May 25, 2010

Guitar Hero of Trading Markets

Does it feel like the beatings will continue until morale improves?

What’s happened today is straightforward: Investors and counterparties – think of it like vacationers and providers of trip insurance – sorted out imbalances. The debits and credits were entered on ledgers last week with monthly options expirations. Yesterday, true-ups hit Asian and European markets. Today they rippled through ours.

We’ve got more to say about it, but let’s get there by way of DRW Trading Group and the Eurodollar. DRW is a finite example of prevailing trading realities. On May 21, DRW suddenly appeared in many equity trades. DRW trades in various asset classes around the globe at high speeds. Ever played Guitar Hero? Imagine following the blinking lights, putting your fingers in different spots and removing them. Your speed and accuracy in placing and removing your fingers determines your success at the game.

Same principle applies. DRW’s founder Don Wilson earned his stripes long ago trading Eurodollar futures. Eurodollars are dollars — not Euros at all — on deposit in European banks, and futures contracts on them have to do with interest rates and currency values at future points.
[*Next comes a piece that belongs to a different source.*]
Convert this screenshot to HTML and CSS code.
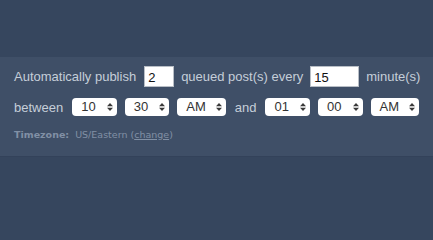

If your eyes are glazing over, stay with me here! This cuts to the IR quick. How do shares of biotech stocks in US markets relate to Eurodollar futures traded by high-frequency quantitative proprietary firms like DRW? It’s an example and we’re both simplifying and postulating to explain what occurs.

But it’s like this: the supply of currency in central banks in one part of the world acts directly on the price of things in another part. If you can trade instruments denominated in those currencies fast while betting on where the supply will land and how it will affect interest rates three months from now, you have an interesting trading scheme that drives some poor IRO at a Nasdaq-traded biotech company over the edge because the trading makes no sense.

Yet in complex algorithms, the math fits, well, like fingers on a fret board. These global inequities are normal and huge in trading activity now. And they’re brought to you by your friendly neighborhood sovereign central bank.

Which brings us back to trading today. It’s a rule of thumb in trading markets that what happens tomorrow reflects what occurred yesterday. This is also true with weather, human relationships, your cholesterol count, and sovereign balance sheets. Remember back in April when we said there were serious risk-management issues for equities? By April 27 they were a big deal, and on May 3 they bumped up to dire. Risk managers and their counterparties were sorting out discrepancies.

Thus, on May 6 we all saw the divide between actual values and the synthetic coating on the markets. The real value of the markets was a thousand points – at least – below where markets stood on May 6. Regulators responded with beatings in the hopes that morale would improve.

So today, we’re about where we were midday May 6. It happened this way. Options expired May 19-21. We saw hedge resets hitting some equities May 18. By May 21, market structure looked very similar to what we saw on May 3. Now two trading days later, the shoe drops in the markets as true-ups occur.

There’s good news: Hedge resets stabilize markets. Data suggest that despite governments shifting massive monies by swaps to and from central banks, which serves up a slow pitch for global arbitragers, market forces faced the hurricane winds and winnowed risks. For now. While it’s impossible to know what synthetic thread will come undone tomorrow, taken at face value, resets mean we can expect better performance in markets for a brief spell.

And further good news: These problems can be solved with the diametric opposite of what we’re doing. We’re at logical loggerheads. Regulators want to achieve stasis. All physics reflect constant change. The more things are subjected to controls, the less things function naturally and the more markets become defined by arbitrage. Solving a price-discovery problem will not happen through controls (Germans, are you listening?). 

What to do meantime, IR professionals? Adapt to conditions. Don’t expend effort on value investors when markets are teeming with arbitragers. They’ll find no liquidity.  You’ve got to factor market structure into your thinking, or you’ll spin your wheels.

Be nimble, be quick! When the wind stops, get on that bike and start couriering some good news to value buyers. Life in the IR chair for now must be speedier than before.